RECORD LIST:
*****

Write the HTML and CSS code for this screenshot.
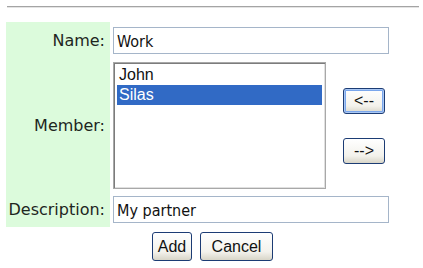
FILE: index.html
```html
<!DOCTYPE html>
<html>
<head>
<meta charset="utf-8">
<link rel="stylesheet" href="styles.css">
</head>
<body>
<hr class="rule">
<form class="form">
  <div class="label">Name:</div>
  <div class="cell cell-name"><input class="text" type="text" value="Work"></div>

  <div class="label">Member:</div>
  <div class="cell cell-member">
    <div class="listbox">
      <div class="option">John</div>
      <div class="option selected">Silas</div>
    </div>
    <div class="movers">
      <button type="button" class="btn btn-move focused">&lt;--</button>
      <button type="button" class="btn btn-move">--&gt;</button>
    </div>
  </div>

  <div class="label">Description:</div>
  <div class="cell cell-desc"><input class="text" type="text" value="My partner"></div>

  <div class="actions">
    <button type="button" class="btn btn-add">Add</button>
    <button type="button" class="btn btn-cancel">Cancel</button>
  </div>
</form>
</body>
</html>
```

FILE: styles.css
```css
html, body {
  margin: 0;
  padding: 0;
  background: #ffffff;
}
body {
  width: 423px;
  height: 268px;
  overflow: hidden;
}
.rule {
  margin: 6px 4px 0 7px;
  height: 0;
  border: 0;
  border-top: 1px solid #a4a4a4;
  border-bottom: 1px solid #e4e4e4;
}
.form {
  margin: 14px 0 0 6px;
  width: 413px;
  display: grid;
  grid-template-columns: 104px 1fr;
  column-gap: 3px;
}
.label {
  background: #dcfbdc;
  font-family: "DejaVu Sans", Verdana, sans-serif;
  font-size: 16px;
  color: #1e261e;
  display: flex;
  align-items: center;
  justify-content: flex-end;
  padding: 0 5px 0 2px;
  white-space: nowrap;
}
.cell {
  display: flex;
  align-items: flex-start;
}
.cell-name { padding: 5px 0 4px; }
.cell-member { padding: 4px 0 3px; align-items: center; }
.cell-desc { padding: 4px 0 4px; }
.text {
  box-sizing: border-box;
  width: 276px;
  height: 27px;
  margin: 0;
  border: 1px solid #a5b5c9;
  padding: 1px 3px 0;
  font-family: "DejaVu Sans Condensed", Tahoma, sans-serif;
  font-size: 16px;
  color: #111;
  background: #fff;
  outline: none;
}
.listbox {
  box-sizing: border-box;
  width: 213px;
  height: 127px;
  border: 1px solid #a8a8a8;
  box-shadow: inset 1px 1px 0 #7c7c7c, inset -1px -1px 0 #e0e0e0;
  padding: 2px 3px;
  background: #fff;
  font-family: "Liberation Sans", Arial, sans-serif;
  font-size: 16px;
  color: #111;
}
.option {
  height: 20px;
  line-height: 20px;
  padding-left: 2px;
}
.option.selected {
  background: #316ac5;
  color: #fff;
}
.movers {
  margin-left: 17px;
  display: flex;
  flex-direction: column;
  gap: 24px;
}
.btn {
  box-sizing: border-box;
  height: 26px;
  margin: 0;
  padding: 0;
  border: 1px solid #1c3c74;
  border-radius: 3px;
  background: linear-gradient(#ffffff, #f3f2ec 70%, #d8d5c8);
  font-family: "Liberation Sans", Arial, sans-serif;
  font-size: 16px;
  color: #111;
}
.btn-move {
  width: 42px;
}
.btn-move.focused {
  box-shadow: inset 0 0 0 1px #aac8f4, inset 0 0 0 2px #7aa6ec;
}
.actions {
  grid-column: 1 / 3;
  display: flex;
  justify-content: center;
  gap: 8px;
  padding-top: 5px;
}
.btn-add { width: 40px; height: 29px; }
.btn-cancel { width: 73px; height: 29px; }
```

*****

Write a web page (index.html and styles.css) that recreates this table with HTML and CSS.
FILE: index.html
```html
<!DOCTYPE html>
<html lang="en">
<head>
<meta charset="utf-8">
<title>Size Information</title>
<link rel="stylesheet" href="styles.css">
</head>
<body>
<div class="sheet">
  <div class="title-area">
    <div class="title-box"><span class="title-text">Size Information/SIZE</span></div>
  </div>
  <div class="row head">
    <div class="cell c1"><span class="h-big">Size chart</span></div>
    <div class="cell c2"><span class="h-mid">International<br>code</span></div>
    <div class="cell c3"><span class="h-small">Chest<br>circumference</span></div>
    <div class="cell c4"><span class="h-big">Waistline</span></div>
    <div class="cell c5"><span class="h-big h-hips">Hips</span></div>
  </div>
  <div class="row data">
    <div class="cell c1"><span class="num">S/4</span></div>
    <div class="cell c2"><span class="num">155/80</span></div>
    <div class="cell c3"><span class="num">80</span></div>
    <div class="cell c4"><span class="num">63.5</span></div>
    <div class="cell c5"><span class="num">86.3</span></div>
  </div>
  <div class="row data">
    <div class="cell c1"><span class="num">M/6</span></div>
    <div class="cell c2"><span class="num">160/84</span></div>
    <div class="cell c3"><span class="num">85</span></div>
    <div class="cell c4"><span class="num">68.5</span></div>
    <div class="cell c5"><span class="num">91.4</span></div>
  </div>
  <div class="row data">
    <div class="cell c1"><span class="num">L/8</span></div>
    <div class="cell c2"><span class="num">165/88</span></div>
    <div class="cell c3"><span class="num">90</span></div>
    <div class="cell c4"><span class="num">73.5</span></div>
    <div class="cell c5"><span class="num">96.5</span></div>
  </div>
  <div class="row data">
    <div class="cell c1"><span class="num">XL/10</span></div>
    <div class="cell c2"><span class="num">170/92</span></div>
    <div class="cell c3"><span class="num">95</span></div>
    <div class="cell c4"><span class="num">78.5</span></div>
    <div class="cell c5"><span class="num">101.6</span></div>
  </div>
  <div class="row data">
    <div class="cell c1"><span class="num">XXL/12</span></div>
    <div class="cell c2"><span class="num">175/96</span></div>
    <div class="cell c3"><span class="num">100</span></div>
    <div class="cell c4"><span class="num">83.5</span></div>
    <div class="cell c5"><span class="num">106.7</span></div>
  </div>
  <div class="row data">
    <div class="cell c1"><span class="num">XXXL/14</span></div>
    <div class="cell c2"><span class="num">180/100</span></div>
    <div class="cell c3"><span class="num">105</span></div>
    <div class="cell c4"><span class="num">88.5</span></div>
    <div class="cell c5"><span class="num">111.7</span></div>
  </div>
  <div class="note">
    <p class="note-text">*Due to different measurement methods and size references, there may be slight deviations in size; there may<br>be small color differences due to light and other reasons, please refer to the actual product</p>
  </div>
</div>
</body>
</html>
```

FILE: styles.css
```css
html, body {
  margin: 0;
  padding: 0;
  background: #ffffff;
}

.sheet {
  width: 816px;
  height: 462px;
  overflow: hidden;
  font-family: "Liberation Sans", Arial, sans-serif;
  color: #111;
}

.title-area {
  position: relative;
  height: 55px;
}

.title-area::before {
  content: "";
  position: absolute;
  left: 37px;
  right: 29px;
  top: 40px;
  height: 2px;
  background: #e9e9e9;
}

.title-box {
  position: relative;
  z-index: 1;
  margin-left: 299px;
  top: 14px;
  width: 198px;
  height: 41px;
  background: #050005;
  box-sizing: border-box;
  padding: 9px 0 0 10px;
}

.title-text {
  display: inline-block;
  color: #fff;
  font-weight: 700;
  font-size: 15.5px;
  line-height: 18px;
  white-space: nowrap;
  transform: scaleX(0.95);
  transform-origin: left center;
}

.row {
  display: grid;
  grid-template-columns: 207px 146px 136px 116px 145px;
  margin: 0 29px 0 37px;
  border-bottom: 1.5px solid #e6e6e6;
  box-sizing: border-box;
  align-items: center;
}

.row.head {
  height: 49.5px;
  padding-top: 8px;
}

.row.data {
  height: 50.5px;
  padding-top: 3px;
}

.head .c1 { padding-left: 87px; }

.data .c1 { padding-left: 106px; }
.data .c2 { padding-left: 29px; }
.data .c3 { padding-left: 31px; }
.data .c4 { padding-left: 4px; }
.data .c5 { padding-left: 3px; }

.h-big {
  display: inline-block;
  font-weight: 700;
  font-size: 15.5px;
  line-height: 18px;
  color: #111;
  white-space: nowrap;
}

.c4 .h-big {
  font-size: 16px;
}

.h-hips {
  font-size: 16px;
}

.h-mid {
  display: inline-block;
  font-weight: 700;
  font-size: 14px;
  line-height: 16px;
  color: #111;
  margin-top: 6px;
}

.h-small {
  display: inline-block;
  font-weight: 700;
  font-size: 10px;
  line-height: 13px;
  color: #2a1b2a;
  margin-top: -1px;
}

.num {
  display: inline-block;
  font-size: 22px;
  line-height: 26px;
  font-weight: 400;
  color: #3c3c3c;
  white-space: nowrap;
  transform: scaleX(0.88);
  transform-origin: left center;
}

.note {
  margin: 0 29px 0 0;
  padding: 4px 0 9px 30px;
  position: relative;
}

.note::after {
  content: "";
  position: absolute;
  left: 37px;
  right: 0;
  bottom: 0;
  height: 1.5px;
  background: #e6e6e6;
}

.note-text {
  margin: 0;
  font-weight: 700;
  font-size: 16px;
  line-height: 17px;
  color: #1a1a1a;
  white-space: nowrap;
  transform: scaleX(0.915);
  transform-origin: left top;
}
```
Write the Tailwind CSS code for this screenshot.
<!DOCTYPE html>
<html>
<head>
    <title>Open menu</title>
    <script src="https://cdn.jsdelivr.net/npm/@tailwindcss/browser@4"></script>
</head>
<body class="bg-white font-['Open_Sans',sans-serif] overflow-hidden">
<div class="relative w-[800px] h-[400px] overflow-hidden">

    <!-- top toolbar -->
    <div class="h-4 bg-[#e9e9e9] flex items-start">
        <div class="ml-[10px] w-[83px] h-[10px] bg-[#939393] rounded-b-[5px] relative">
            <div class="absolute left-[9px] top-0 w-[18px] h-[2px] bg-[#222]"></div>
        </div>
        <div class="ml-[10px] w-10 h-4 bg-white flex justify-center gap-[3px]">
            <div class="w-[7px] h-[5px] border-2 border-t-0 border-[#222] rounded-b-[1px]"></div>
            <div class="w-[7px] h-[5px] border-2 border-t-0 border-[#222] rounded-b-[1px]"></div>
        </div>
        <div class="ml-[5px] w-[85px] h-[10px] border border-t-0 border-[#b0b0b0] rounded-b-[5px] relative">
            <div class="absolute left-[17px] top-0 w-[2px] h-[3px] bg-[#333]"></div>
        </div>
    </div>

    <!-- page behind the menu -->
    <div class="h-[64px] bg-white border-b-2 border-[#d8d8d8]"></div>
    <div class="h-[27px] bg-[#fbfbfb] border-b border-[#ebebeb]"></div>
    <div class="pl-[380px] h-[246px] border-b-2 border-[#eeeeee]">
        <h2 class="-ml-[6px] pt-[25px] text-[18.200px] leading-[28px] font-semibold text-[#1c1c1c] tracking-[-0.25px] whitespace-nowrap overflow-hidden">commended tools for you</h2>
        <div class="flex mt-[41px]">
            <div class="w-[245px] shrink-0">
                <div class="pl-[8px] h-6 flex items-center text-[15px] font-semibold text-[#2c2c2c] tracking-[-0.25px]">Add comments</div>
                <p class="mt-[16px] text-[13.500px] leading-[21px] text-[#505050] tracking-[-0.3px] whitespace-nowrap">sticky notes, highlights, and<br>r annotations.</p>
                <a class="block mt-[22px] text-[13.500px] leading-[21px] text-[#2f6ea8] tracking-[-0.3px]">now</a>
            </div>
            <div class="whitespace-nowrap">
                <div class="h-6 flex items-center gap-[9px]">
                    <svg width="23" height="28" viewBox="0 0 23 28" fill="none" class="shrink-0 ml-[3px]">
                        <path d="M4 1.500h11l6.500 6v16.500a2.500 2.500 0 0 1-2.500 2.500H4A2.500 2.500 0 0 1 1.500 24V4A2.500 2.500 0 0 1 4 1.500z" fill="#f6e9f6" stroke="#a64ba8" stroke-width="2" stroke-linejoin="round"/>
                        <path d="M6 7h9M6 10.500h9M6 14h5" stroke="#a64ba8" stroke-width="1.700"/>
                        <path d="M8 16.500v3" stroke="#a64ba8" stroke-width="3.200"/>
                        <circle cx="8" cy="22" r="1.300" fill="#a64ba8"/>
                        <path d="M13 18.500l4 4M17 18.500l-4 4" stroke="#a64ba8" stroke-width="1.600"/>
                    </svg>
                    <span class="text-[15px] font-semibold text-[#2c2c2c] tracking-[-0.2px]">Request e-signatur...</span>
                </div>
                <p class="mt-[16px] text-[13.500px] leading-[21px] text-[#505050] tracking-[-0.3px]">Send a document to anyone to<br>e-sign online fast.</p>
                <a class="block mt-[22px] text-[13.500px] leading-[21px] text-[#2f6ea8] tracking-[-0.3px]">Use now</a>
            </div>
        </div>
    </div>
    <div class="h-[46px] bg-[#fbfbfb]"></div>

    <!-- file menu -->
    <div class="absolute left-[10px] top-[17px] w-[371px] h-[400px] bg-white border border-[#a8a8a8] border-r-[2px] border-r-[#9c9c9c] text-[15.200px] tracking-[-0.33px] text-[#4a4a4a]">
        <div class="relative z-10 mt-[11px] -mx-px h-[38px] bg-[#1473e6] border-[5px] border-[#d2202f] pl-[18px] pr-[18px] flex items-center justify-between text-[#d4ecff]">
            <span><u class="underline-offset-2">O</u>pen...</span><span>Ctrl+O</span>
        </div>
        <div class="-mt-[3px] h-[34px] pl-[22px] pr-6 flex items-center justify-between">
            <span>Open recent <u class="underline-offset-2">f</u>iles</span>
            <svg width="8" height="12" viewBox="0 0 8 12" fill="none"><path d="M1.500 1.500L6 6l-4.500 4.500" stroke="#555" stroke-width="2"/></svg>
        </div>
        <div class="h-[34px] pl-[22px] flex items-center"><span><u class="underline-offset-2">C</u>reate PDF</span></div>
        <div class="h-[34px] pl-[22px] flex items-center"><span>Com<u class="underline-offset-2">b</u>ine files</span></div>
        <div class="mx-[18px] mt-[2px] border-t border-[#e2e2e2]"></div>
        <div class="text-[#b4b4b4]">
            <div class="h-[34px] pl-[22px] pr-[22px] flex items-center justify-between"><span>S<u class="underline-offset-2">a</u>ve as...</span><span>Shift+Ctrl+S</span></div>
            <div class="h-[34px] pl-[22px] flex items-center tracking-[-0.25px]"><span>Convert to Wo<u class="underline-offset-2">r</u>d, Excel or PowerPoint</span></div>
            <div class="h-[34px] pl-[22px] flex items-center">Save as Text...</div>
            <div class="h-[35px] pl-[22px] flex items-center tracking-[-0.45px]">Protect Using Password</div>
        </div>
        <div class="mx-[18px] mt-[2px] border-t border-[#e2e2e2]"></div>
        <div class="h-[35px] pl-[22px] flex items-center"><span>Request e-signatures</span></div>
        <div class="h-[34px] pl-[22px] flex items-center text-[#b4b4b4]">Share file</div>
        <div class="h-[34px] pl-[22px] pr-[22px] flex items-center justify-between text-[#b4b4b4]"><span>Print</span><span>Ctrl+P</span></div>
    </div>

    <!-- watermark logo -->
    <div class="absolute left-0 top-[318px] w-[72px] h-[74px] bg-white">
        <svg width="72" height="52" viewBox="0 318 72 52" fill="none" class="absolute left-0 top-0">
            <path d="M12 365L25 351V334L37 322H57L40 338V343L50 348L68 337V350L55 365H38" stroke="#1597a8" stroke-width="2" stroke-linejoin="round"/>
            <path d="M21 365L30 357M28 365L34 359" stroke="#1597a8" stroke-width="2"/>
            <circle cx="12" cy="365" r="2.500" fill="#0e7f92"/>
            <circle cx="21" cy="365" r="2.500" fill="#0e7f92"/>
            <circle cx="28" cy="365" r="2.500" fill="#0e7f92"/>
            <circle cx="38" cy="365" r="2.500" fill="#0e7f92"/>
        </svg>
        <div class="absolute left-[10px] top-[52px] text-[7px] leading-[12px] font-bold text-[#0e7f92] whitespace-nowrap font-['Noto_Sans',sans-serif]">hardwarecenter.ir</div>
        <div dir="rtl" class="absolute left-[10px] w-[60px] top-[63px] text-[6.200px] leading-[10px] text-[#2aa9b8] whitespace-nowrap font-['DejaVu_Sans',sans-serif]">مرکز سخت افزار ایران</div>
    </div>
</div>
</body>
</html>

*****

OBJECTIVE: Of the lines above, copy each that contains "Write".

EXERCISE RESPONSE:
Write the HTML and CSS code for this screenshot.
Write a web page (index.html and styles.css) that recreates this table with HTML and CSS.
Write the Tailwind CSS code for this screenshot.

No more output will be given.